● **THE TASK**
Go through the listing and pick out each line with the word "this" in it.

..........

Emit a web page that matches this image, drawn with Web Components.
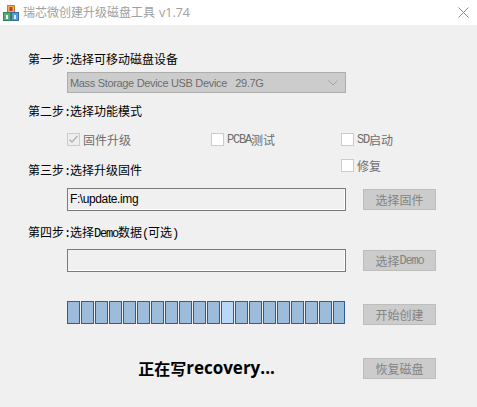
<!DOCTYPE html>
<html lang="zh-CN"><head><meta charset="utf-8"><title>瑞芯微创建升级磁盘工具</title>
<style>html,body{margin:0;background:#f0f0f0}body{width:477px;height:407px;overflow:hidden;font:12px "Noto Sans CJK SC",sans-serif}</style></head>
<body><app-window></app-window>
<script>
const cjk='"Noto Sans CJK SC","Noto Sans",sans-serif';
function def(name,css,html){
  customElements.define(name,class extends HTMLElement{
    constructor(){
      super();
      this.attachShadow({mode:'open'});
    }
    connectedCallback(){
      this.shadowRoot.innerHTML='<style>'+css+'</style>'+(typeof html==='function'?html(this):html);
    }
  });
}
def('title-bar',`:host{display:flex;align-items:center;height:25px;background:#fff;color:#a0a0a0;font:12px/14px ${cjk}}
 .i{margin:1px 4px 0 3px;flex:none}
 .t{flex:1;white-space:nowrap;margin-bottom:1px}
 .v{font:12.5px "Open Sans",sans-serif;margin-left:4px}
 .x{margin:0 8px 1px 0;flex:none}`,
 `<svg class="i" width="16" height="16" viewBox="0 0 16 16"><rect x="4.5" y=".5" width="7" height="7" fill="#eeb04e" stroke="#b9803a"/><rect x="6.5" y="2" width="3" height="4" fill="#c8382c"/><rect x=".5" y="7.5" width="7" height="8" fill="#57ad78" stroke="#3b7d62"/><rect x="8.5" y="7.5" width="7" height="8" fill="#5b9ad6" stroke="#2f6ca8"/><rect x="3" y="10" width="2" height="4" fill="#f3f7f3"/><rect x="11" y="10" width="2" height="4" fill="#dfeaf5"/></svg><span class="t"><slot></slot><span class="v">v1.74</span></span>
 <svg class="x" width="11" height="11" viewBox="0 0 11 11"><path d="M.5.5l10 10M10.5.5l-10 10" stroke="#8c8c8c" fill="none"/></svg>`);
def('lat-text',`:host{display:inline;font:12px "Liberation Mono",monospace;letter-spacing:-1.2px}`,'<slot></slot>');
def('step-label',`:host{display:block;height:14px;font:12px/14px ${cjk};color:#000;white-space:nowrap}`,'<slot></slot>');
def('combo-box',`:host{display:flex;align-items:center;box-sizing:border-box;height:21px;background:#ccc;border:1px solid #adadad;color:#6d6d6d;font:11px "Liberation Sans",sans-serif;letter-spacing:-.33px;padding-left:2px;white-space:pre}
 .s{flex:1}svg{margin-right:7px}`,
 `<span class="s"><slot></slot></span><svg width="10" height="6" viewBox="0 0 10 6"><path d="M.5.5L5 5 9.5.5" fill="none" stroke="#a3a3a3"/></svg>`);
def('check-box',`:host{display:flex;align-items:center;height:13px;font:12px/13px ${cjk};color:#6d6d6d;white-space:nowrap}
 .b{box-sizing:border-box;width:13px;height:13px;border:1px solid #ccc;background:#fff;margin-right:3px;flex:none;display:block}
 :host([checked]) .b{background:#eee}`,
 h=>`<svg class="b" viewBox="0 0 11 11">${h.hasAttribute('checked')?'<path d="M1.5 5.5L4 8l5.5-6" fill="none" stroke="#b0b0b0" stroke-width="1.3"/>':''}</svg><slot></slot>`);
def('text-edit',`:host{display:flex;align-items:center;box-sizing:border-box;height:23px;border:1px solid #7a7a7a;box-shadow:inset -1px -1px 0 #fff;padding:0 0 2px 2px;font:12px "Liberation Sans",sans-serif;letter-spacing:-.4px;color:#000;background:#f0f0f0}`,'<slot></slot>');
def('push-button',`:host{display:flex;align-items:center;justify-content:center;box-sizing:border-box;width:73px;height:21px;background:#ccc;border:1px solid #bdbdbd;color:#838383;font:12px/14px ${cjk};white-space:nowrap}`,'<slot></slot>');
def('progress-cells',`:host{display:flex;gap:1px;height:23px}
 i{display:block;box-sizing:border-box;width:13px;height:23px;background:#9dbcdb;border:1px solid #2e5d90}
 i:first-child,i:last-child{width:12px}i.on{background:#b9d7f9}`,
 ()=>Array.from({length:20},(_,k)=>`<i class="${k===11?'on':''}"></i>`).join(''));
def('status-text',`:host{display:flex;align-items:center;justify-content:center;height:21px;padding-bottom:1px;box-sizing:border-box;color:#000;font:bold 16px/20px ${cjk};white-space:nowrap}
 span{font:bold 17px/20px "Open Sans",sans-serif}`,'<slot></slot><span>recovery...</span>');
def('app-window',`:host{display:block;width:477px;height:407px;background:#f0f0f0}
 .g{display:grid;grid-template-columns:39px 279px 17px 73px;align-items:start;padding:27px 0 0 28px}
 .g>*{grid-column:2}
 .g>step-label{grid-column:1/-1}
 .g>push-button{grid-column:4}
 .chk{display:flex;grid-column:2/-1!important;margin-top:15px}
 .chk check-box:nth-child(1){width:144px}.chk check-box:nth-child(2){width:130px}
 .rep{grid-column:2/-1!important;grid-row:5;margin:13px 0 0 274px;justify-self:start}
 `,
 `<title-bar>瑞芯微创建升级磁盘工具</title-bar>
 <div class="g">
  <step-label style="grid-row:1">第一步<lat-text>:</lat-text>选择可移动磁盘设备</step-label>
  <combo-box style="grid-row:2;margin-top:6px">Mass Storage Device USB Device   29.7G</combo-box>
  <step-label style="grid-row:3;margin-top:11px">第二步<lat-text>:</lat-text>选择功能模式</step-label>
  <div class="chk" style="grid-row:4"><check-box checked>固件升级</check-box><check-box><lat-text>PCBA</lat-text>测试</check-box><check-box><lat-text>SD</lat-text>启动</check-box></div>
  <step-label style="grid-row:5;margin-top:17px">第三步<lat-text>:</lat-text>选择升级固件</step-label>
  <check-box class="rep">修复</check-box>
  <text-edit style="grid-row:6;margin-top:11px">F:\\update.img</text-edit>
  <push-button style="grid-row:6;margin-top:12px">选择固件</push-button>
  <step-label style="grid-row:7;margin-top:14px">第四步<lat-text>:</lat-text>选择<lat-text>Demo</lat-text>数据<lat-text>(</lat-text>可选<lat-text>)</lat-text></step-label>
  <text-edit style="grid-row:8;margin-top:10px"></text-edit>
  <push-button style="grid-row:8;margin-top:11px">选择<lat-text>Demo</lat-text></push-button>
  <progress-cells style="grid-row:9;margin-top:29px"></progress-cells>
  <push-button style="grid-row:9;margin-top:32px">开始创建</push-button>
  <status-text style="grid-row:10;margin-top:33px">正在写</status-text>
  <push-button style="grid-row:10;margin-top:33px">恢复磁盘</push-button>
 </div>`);
</script></body></html>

..........

● **CORRECT RESPONSE**
Emit a web page that matches this image, drawn with Web Components.
      this.attachShadow({mode:'open'});
      this.shadowRoot.innerHTML='<style>'+css+'</style>'+(typeof html==='function'?html(this):html);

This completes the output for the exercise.